Data records:
--

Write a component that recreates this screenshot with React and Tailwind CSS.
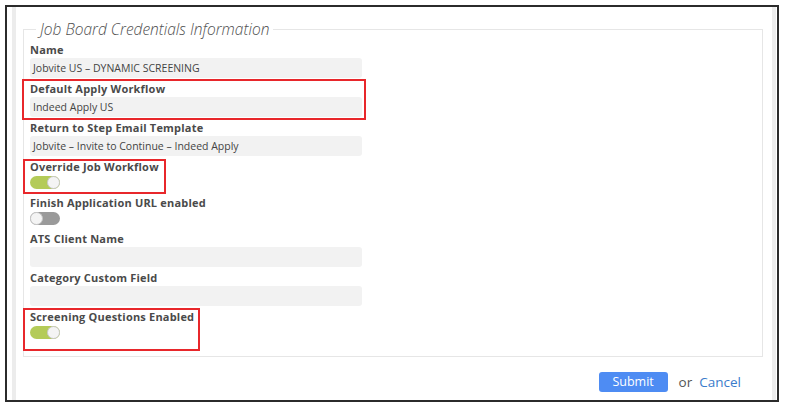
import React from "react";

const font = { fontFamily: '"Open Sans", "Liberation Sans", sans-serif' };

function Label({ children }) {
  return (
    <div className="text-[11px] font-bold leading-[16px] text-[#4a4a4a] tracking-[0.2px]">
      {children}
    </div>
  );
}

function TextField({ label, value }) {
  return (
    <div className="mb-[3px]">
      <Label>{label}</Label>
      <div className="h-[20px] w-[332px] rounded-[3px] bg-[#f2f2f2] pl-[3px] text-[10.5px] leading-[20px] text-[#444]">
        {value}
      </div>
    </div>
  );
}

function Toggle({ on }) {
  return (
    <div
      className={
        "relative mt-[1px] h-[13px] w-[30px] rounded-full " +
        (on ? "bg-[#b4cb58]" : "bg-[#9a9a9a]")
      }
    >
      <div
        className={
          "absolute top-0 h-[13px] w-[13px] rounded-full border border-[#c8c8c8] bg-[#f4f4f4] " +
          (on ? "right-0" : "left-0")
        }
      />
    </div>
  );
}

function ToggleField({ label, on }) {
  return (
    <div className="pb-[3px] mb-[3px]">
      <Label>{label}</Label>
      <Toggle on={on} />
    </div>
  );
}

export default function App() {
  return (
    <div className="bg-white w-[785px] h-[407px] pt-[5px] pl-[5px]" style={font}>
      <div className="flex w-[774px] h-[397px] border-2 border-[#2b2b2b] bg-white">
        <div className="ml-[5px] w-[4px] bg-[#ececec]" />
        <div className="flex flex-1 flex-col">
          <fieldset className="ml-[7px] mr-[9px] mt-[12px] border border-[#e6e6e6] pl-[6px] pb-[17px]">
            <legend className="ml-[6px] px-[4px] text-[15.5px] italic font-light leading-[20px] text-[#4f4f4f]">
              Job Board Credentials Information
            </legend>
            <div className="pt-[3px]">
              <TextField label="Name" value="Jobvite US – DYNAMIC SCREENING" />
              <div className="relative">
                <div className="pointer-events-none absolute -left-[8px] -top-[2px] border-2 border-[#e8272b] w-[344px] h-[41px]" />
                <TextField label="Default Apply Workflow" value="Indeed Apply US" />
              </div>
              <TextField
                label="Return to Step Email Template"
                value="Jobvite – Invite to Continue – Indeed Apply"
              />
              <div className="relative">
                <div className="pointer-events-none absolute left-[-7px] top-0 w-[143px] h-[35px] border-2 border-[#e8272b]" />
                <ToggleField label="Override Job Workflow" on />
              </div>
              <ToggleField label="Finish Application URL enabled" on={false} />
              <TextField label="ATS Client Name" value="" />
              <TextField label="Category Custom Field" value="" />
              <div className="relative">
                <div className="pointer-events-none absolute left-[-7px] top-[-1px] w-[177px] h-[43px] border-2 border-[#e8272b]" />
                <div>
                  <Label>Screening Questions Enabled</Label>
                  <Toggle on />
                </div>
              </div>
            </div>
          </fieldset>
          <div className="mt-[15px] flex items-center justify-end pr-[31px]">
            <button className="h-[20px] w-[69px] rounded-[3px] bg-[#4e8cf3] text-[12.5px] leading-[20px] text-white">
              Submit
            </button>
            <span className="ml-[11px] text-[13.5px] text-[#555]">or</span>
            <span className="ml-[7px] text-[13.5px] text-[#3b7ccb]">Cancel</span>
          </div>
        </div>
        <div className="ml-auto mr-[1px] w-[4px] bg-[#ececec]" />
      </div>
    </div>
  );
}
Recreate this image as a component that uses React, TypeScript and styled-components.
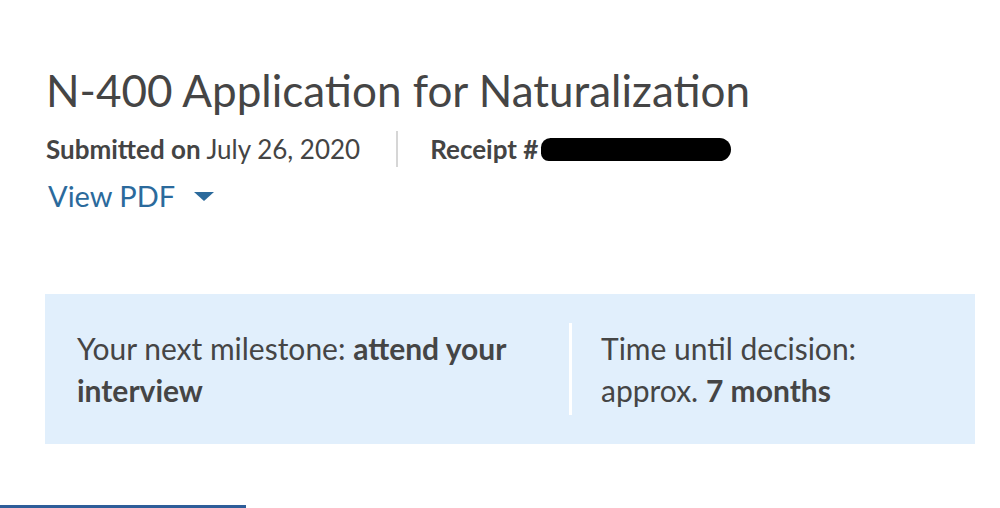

--

Without including any pictures, print each record exactly.

Write a component that recreates this screenshot with React and Tailwind CSS.
import React from "react";

const font = { fontFamily: '"Open Sans", "Liberation Sans", sans-serif' };

function Label({ children }) {
  return (
    <div className="text-[11px] font-bold leading-[16px] text-[#4a4a4a] tracking-[0.2px]">
      {children}
    </div>
  );
}

function TextField({ label, value }) {
  return (
    <div className="mb-[3px]">
      <Label>{label}</Label>
      <div className="h-[20px] w-[332px] rounded-[3px] bg-[#f2f2f2] pl-[3px] text-[10.5px] leading-[20px] text-[#444]">
        {value}
      </div>
    </div>
  );
}

function Toggle({ on }) {
  return (
    <div
      className={
        "relative mt-[1px] h-[13px] w-[30px] rounded-full " +
        (on ? "bg-[#b4cb58]" : "bg-[#9a9a9a]")
      }
    >
      <div
        className={
          "absolute top-0 h-[13px] w-[13px] rounded-full border border-[#c8c8c8] bg-[#f4f4f4] " +
          (on ? "right-0" : "left-0")
        }
      />
    </div>
  );
}

function ToggleField({ label, on }) {
  return (
    <div className="pb-[3px] mb-[3px]">
      <Label>{label}</Label>
      <Toggle on={on} />
    </div>
  );
}

export default function App() {
  return (
    <div className="bg-white w-[785px] h-[407px] pt-[5px] pl-[5px]" style={font}>
      <div className="flex w-[774px] h-[397px] border-2 border-[#2b2b2b] bg-white">
        <div className="ml-[5px] w-[4px] bg-[#ececec]" />
        <div className="flex flex-1 flex-col">
          <fieldset className="ml-[7px] mr-[9px] mt-[12px] border border-[#e6e6e6] pl-[6px] pb-[17px]">
            <legend className="ml-[6px] px-[4px] text-[15.5px] italic font-light leading-[20px] text-[#4f4f4f]">
              Job Board Credentials Information
            </legend>
            <div className="pt-[3px]">
              <TextField label="Name" value="Jobvite US – DYNAMIC SCREENING" />
              <div className="relative">
                <div className="pointer-events-none absolute -left-[8px] -top-[2px] border-2 border-[#e8272b] w-[344px] h-[41px]" />
                <TextField label="Default Apply Workflow" value="Indeed Apply US" />
              </div>
              <TextField
                label="Return to Step Email Template"
                value="Jobvite – Invite to Continue – Indeed Apply"
              />
              <div className="relative">
                <div className="pointer-events-none absolute left-[-7px] top-0 w-[143px] h-[35px] border-2 border-[#e8272b]" />
                <ToggleField label="Override Job Workflow" on />
              </div>
              <ToggleField label="Finish Application URL enabled" on={false} />
              <TextField label="ATS Client Name" value="" />
              <TextField label="Category Custom Field" value="" />
              <div className="relative">
                <div className="pointer-events-none absolute left-[-7px] top-[-1px] w-[177px] h-[43px] border-2 border-[#e8272b]" />
                <div>
                  <Label>Screening Questions Enabled</Label>
                  <Toggle on />
                </div>
              </div>
            </div>
          </fieldset>
          <div className="mt-[15px] flex items-center justify-end pr-[31px]">
            <button className="h-[20px] w-[69px] rounded-[3px] bg-[#4e8cf3] text-[12.5px] leading-[20px] text-white">
              Submit
            </button>
            <span className="ml-[11px] text-[13.5px] text-[#555]">or</span>
            <span className="ml-[7px] text-[13.5px] text-[#3b7ccb]">Cancel</span>
          </div>
        </div>
        <div className="ml-auto mr-[1px] w-[4px] bg-[#ececec]" />
      </div>
    </div>
  );
}
Recreate this image as a component that uses React, TypeScript and styled-components.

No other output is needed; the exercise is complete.